● GIVEN PROBLEM
Which lines hold the word "React"? Copy each of them from the material.

● RECORDED DATA
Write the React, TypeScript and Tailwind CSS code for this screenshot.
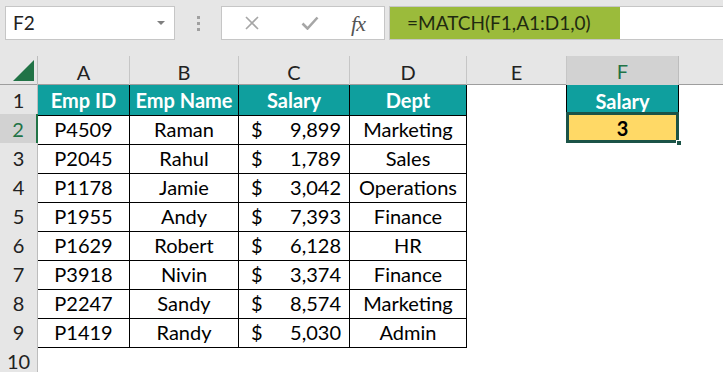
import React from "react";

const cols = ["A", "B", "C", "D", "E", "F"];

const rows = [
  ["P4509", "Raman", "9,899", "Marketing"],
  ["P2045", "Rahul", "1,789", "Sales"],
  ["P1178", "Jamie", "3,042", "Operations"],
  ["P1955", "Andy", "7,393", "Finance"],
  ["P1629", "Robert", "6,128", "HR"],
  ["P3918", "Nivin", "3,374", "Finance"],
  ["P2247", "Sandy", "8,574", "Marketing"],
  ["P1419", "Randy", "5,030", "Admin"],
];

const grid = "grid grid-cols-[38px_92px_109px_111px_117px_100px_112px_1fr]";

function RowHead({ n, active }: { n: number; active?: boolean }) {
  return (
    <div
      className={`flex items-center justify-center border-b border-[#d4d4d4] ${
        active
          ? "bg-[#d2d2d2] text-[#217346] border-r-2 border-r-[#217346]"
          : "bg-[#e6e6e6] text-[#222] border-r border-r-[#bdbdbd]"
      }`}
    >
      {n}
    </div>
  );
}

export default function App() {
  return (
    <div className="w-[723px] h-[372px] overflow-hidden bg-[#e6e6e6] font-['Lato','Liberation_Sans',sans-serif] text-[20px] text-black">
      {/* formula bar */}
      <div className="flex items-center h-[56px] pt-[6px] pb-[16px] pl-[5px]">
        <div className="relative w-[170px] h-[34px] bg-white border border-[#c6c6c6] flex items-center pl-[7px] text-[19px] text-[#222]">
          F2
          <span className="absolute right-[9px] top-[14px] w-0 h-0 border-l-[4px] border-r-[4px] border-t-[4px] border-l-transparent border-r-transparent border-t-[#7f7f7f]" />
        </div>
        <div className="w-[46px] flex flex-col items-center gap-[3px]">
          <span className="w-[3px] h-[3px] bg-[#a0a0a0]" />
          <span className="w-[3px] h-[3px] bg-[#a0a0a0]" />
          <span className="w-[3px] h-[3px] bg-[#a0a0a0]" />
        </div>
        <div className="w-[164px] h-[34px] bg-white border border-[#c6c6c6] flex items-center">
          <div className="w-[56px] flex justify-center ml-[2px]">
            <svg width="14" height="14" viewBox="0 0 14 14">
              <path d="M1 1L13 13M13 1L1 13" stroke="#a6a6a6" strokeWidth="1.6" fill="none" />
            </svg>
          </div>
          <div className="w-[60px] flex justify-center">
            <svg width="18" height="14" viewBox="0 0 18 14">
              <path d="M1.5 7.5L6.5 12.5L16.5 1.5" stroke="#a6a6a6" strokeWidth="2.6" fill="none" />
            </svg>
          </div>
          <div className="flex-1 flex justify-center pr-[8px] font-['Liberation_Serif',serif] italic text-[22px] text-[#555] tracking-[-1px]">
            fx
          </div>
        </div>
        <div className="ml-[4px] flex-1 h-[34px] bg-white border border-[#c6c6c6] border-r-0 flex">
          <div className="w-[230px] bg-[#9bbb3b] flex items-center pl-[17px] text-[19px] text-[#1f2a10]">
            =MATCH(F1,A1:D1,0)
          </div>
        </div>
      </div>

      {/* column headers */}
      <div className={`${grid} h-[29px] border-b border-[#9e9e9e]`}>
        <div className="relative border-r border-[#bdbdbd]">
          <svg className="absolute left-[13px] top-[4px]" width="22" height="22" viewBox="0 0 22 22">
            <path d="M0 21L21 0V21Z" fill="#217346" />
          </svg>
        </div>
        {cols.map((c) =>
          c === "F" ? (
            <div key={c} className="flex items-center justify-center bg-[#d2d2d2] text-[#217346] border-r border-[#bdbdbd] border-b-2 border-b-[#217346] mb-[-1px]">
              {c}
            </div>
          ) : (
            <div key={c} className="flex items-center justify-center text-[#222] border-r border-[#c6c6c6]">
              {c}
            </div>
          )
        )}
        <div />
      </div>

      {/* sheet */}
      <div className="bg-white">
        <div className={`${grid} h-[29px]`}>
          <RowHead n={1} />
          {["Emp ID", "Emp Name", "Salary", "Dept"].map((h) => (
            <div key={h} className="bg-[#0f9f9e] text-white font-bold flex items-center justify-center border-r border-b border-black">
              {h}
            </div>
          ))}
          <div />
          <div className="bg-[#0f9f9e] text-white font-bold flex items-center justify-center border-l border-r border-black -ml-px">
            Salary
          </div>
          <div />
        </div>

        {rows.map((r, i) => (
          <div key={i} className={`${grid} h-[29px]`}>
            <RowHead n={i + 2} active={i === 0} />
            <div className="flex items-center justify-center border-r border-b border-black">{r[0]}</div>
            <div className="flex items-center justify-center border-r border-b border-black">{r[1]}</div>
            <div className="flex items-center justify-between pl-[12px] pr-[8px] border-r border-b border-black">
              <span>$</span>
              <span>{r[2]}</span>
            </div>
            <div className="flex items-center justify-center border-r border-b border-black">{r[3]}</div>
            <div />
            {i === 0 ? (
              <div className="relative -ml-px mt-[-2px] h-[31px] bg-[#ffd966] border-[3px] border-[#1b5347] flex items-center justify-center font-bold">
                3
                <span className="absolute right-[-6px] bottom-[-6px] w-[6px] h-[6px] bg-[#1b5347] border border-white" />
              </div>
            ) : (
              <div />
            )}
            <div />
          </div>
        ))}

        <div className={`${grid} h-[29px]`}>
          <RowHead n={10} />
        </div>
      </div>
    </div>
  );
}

● RESPONSE BELOW
Write the React, TypeScript and Tailwind CSS code for this screenshot.
import React from "react";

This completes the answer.